Stated goal —
Each line of the data that includes the string "page" is to be copied out.

Source material —

>> begin

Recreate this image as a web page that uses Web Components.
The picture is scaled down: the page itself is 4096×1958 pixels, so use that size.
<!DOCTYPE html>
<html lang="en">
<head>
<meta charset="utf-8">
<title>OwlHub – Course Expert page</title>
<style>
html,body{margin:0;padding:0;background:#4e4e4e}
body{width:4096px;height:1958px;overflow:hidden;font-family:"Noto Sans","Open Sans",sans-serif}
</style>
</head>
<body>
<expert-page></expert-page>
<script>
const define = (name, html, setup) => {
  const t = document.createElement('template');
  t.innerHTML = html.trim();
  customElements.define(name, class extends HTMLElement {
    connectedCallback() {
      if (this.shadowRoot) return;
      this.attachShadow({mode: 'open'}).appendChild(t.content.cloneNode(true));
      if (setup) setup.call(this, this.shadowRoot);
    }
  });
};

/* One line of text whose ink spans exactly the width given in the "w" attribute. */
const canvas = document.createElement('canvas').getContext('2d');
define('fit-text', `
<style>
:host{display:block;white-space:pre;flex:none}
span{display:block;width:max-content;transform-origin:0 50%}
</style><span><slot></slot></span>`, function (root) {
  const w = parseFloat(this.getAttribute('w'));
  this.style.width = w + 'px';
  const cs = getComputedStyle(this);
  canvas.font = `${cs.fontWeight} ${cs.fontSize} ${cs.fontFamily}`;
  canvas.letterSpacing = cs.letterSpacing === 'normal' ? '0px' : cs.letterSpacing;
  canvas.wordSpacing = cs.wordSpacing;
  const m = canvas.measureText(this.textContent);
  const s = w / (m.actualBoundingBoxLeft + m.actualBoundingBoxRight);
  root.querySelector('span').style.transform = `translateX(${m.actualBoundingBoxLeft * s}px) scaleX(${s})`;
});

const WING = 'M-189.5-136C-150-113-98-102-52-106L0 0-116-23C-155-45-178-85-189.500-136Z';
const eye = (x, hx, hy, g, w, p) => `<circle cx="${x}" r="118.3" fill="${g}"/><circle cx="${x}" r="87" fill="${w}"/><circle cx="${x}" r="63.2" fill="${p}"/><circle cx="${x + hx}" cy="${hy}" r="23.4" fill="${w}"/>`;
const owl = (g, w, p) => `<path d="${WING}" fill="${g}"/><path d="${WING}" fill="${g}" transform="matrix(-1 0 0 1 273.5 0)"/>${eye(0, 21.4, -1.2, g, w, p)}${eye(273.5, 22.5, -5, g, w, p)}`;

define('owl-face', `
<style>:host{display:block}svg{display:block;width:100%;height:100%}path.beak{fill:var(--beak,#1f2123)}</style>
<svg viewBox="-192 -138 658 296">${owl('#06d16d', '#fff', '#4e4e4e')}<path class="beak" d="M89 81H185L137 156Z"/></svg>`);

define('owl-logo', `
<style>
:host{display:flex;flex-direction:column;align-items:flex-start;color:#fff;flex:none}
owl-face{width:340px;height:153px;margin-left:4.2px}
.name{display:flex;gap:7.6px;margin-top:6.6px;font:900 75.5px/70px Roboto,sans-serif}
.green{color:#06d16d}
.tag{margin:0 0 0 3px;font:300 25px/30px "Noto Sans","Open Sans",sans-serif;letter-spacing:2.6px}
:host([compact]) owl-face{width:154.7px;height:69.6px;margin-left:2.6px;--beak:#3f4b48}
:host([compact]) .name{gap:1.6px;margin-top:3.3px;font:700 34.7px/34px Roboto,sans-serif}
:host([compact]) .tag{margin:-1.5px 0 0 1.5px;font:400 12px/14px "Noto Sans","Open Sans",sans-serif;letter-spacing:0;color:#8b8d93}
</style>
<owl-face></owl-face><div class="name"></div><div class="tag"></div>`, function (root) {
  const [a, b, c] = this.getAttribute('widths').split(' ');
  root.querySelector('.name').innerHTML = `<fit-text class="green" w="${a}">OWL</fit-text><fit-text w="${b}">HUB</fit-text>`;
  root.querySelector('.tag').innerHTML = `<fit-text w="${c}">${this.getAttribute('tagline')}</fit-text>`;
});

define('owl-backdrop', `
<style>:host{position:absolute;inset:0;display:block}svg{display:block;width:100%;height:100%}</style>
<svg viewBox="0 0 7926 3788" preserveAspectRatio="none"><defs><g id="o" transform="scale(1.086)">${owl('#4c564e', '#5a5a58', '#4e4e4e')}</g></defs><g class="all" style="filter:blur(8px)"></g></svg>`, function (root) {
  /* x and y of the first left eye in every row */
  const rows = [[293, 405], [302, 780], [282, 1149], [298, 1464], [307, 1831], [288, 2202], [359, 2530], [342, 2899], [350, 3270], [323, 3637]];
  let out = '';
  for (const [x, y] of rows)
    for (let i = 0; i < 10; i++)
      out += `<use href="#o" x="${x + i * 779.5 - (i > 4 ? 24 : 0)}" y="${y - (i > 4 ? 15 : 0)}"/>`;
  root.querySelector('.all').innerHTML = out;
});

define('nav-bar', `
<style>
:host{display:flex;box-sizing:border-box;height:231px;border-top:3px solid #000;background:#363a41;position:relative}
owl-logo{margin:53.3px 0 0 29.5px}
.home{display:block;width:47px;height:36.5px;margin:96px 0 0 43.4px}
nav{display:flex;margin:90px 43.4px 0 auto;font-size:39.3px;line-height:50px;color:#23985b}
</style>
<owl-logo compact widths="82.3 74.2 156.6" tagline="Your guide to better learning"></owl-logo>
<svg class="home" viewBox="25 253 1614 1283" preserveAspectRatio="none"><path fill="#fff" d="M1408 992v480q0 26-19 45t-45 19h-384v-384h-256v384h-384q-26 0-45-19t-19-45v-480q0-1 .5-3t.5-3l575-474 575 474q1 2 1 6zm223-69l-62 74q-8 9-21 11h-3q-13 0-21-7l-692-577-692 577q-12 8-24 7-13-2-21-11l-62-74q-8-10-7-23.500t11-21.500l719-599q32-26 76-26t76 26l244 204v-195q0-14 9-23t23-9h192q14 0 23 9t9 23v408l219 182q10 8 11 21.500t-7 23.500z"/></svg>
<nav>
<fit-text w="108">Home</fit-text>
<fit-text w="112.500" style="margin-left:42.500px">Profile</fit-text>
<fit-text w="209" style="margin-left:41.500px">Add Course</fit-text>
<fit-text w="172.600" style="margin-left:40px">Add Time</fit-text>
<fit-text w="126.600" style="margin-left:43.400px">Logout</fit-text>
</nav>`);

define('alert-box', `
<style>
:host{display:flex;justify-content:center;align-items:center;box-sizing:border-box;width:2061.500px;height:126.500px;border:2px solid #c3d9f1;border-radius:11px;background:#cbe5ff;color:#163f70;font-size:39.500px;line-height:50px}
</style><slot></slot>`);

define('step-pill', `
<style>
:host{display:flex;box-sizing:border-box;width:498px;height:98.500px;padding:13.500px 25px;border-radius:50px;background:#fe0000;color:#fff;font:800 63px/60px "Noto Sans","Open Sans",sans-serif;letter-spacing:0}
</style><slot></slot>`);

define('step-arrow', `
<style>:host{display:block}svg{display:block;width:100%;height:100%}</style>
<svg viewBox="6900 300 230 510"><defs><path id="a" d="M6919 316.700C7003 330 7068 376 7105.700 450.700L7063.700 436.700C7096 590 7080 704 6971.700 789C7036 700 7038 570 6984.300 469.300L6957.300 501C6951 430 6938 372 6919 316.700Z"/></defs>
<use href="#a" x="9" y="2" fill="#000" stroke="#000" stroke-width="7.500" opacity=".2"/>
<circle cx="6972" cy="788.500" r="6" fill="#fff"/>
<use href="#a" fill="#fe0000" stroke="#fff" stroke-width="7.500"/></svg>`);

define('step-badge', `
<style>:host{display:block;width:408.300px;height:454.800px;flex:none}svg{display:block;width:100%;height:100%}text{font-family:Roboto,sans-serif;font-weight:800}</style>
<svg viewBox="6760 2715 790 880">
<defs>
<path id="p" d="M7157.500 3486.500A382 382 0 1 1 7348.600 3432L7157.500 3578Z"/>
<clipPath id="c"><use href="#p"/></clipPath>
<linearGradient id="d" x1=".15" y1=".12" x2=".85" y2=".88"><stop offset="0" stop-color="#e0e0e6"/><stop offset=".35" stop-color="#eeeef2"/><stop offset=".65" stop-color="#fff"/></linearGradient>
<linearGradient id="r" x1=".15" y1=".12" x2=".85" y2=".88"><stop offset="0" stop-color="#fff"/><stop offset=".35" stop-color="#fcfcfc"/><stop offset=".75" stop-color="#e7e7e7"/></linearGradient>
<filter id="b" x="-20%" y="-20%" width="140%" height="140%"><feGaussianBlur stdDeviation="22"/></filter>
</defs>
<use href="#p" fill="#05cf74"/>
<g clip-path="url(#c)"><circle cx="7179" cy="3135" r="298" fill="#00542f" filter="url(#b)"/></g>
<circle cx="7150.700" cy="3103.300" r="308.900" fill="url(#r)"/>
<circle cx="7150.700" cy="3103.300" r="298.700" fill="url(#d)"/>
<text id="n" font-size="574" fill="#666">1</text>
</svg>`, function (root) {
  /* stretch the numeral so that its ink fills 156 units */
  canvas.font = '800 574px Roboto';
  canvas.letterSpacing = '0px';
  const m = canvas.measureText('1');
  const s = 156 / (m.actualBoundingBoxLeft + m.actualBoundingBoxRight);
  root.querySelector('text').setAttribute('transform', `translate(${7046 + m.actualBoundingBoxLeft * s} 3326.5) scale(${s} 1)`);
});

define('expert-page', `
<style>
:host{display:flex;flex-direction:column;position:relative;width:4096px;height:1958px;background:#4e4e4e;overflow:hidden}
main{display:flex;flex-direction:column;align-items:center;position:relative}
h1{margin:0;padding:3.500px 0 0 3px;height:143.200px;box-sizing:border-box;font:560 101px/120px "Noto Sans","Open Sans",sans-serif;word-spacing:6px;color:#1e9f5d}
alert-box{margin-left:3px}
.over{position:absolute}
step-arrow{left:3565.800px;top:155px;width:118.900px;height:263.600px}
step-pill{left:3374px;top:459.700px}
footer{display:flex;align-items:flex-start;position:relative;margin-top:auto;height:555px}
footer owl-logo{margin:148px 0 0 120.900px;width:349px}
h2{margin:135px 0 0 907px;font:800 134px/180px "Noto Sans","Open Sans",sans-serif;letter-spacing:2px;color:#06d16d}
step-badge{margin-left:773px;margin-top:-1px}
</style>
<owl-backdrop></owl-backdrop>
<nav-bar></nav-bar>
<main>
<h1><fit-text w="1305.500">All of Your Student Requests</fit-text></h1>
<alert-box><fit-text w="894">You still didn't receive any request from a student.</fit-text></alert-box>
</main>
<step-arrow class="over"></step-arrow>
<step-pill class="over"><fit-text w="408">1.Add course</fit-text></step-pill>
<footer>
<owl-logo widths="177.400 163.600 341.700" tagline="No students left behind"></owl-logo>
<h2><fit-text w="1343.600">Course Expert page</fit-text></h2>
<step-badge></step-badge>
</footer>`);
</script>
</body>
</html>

>> end

Answer —
Recreate this image as a web page that uses Web Components.
The picture is scaled down: the page itself is 4096×1958 pixels, so use that size.
<title>OwlHub – Course Expert page</title>
<expert-page></expert-page>
define('expert-page', `
<h2><fit-text w="1343.600">Course Expert page</fit-text></h2>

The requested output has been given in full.